◆ PROBLEM TO WORK ON
Repeat the listing word for word. No pictures belong in the copy.

◆ INFORMATION SUPPLIED
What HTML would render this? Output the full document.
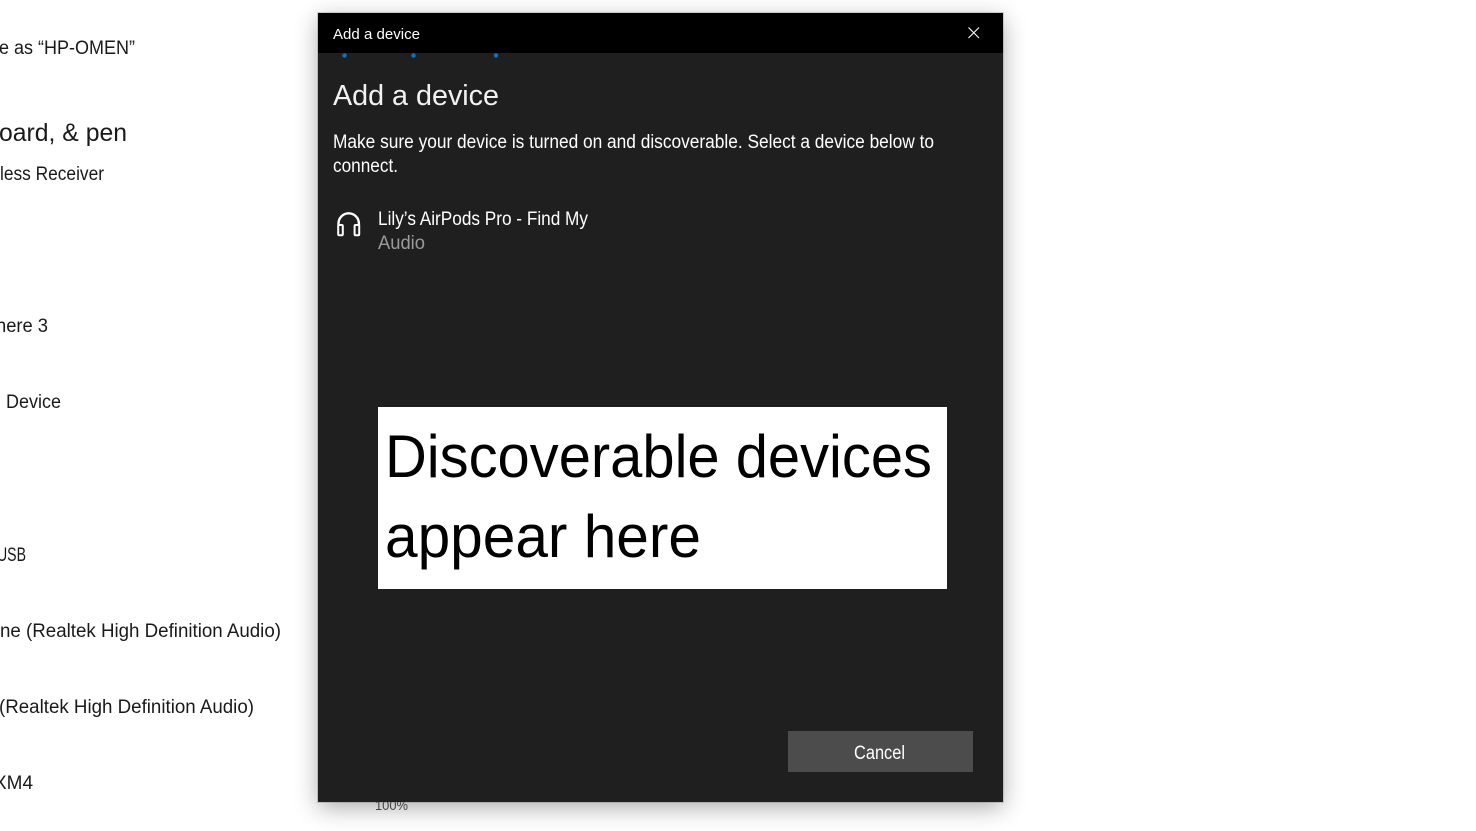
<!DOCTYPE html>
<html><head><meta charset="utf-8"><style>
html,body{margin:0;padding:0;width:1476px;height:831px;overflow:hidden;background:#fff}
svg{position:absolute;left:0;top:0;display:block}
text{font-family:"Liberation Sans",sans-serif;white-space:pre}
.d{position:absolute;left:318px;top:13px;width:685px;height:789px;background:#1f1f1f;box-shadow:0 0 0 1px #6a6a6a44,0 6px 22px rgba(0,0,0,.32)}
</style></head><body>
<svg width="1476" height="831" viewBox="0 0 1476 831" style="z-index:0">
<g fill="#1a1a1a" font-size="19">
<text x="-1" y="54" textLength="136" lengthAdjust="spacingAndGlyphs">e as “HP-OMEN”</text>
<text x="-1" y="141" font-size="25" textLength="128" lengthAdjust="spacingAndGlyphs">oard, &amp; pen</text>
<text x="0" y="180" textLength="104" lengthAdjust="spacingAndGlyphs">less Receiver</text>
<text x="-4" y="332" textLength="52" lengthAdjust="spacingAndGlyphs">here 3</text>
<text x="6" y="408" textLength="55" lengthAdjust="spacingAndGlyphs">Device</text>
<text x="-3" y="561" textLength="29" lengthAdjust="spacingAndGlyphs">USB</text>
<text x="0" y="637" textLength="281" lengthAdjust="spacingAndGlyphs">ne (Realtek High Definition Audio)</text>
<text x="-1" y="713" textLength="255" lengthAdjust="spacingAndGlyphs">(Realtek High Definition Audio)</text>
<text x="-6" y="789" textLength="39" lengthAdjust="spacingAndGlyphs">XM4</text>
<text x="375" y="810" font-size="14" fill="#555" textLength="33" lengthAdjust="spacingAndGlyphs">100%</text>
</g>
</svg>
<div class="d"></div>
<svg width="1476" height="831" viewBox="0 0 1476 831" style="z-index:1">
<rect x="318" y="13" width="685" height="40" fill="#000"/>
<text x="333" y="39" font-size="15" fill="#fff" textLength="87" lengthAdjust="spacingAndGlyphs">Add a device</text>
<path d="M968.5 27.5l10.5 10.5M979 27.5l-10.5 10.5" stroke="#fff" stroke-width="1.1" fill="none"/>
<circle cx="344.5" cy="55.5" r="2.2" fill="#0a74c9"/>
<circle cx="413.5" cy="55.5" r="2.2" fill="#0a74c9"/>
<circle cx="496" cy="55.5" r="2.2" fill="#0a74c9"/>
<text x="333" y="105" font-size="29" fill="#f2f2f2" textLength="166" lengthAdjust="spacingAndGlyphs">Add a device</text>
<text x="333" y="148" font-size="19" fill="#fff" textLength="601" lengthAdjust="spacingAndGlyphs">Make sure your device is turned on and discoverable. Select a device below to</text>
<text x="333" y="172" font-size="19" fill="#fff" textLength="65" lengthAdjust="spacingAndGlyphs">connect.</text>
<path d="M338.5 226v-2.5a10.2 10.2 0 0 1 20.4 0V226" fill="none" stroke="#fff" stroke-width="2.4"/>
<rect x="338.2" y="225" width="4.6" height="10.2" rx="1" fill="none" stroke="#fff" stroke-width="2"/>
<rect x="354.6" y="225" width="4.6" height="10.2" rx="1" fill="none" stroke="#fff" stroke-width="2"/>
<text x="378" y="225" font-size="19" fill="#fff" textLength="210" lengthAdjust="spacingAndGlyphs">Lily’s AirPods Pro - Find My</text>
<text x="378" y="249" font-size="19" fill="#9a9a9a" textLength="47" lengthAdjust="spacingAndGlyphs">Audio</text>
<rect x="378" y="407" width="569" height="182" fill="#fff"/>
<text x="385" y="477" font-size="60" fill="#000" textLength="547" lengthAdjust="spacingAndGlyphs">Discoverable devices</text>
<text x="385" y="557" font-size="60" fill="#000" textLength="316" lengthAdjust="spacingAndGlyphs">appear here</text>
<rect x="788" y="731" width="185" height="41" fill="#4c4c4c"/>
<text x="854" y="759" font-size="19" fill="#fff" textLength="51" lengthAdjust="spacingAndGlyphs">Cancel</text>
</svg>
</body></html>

◆ SOLUTION TO THIS TASK
What HTML would render this? Output the full document.
<!DOCTYPE html>
<html><head><meta charset="utf-8"><style>
html,body{margin:0;padding:0;width:1476px;height:831px;overflow:hidden;background:#fff}
svg{position:absolute;left:0;top:0;display:block}
text{font-family:"Liberation Sans",sans-serif;white-space:pre}
.d{position:absolute;left:318px;top:13px;width:685px;height:789px;background:#1f1f1f;box-shadow:0 0 0 1px #6a6a6a44,0 6px 22px rgba(0,0,0,.32)}
</style></head><body>
<svg width="1476" height="831" viewBox="0 0 1476 831" style="z-index:0">
<g fill="#1a1a1a" font-size="19">
<text x="-1" y="54" textLength="136" lengthAdjust="spacingAndGlyphs">e as “HP-OMEN”</text>
<text x="-1" y="141" font-size="25" textLength="128" lengthAdjust="spacingAndGlyphs">oard, &amp; pen</text>
<text x="0" y="180" textLength="104" lengthAdjust="spacingAndGlyphs">less Receiver</text>
<text x="-4" y="332" textLength="52" lengthAdjust="spacingAndGlyphs">here 3</text>
<text x="6" y="408" textLength="55" lengthAdjust="spacingAndGlyphs">Device</text>
<text x="-3" y="561" textLength="29" lengthAdjust="spacingAndGlyphs">USB</text>
<text x="0" y="637" textLength="281" lengthAdjust="spacingAndGlyphs">ne (Realtek High Definition Audio)</text>
<text x="-1" y="713" textLength="255" lengthAdjust="spacingAndGlyphs">(Realtek High Definition Audio)</text>
<text x="-6" y="789" textLength="39" lengthAdjust="spacingAndGlyphs">XM4</text>
<text x="375" y="810" font-size="14" fill="#555" textLength="33" lengthAdjust="spacingAndGlyphs">100%</text>
</g>
</svg>
<div class="d"></div>
<svg width="1476" height="831" viewBox="0 0 1476 831" style="z-index:1">
<rect x="318" y="13" width="685" height="40" fill="#000"/>
<text x="333" y="39" font-size="15" fill="#fff" textLength="87" lengthAdjust="spacingAndGlyphs">Add a device</text>
<path d="M968.5 27.5l10.5 10.5M979 27.5l-10.5 10.5" stroke="#fff" stroke-width="1.1" fill="none"/>
<circle cx="344.5" cy="55.5" r="2.2" fill="#0a74c9"/>
<circle cx="413.5" cy="55.5" r="2.2" fill="#0a74c9"/>
<circle cx="496" cy="55.5" r="2.2" fill="#0a74c9"/>
<text x="333" y="105" font-size="29" fill="#f2f2f2" textLength="166" lengthAdjust="spacingAndGlyphs">Add a device</text>
<text x="333" y="148" font-size="19" fill="#fff" textLength="601" lengthAdjust="spacingAndGlyphs">Make sure your device is turned on and discoverable. Select a device below to</text>
<text x="333" y="172" font-size="19" fill="#fff" textLength="65" lengthAdjust="spacingAndGlyphs">connect.</text>
<path d="M338.5 226v-2.5a10.2 10.2 0 0 1 20.4 0V226" fill="none" stroke="#fff" stroke-width="2.4"/>
<rect x="338.2" y="225" width="4.6" height="10.2" rx="1" fill="none" stroke="#fff" stroke-width="2"/>
<rect x="354.6" y="225" width="4.6" height="10.2" rx="1" fill="none" stroke="#fff" stroke-width="2"/>
<text x="378" y="225" font-size="19" fill="#fff" textLength="210" lengthAdjust="spacingAndGlyphs">Lily’s AirPods Pro - Find My</text>
<text x="378" y="249" font-size="19" fill="#9a9a9a" textLength="47" lengthAdjust="spacingAndGlyphs">Audio</text>
<rect x="378" y="407" width="569" height="182" fill="#fff"/>
<text x="385" y="477" font-size="60" fill="#000" textLength="547" lengthAdjust="spacingAndGlyphs">Discoverable devices</text>
<text x="385" y="557" font-size="60" fill="#000" textLength="316" lengthAdjust="spacingAndGlyphs">appear here</text>
<rect x="788" y="731" width="185" height="41" fill="#4c4c4c"/>
<text x="854" y="759" font-size="19" fill="#fff" textLength="51" lengthAdjust="spacingAndGlyphs">Cancel</text>
</svg>
</body></html>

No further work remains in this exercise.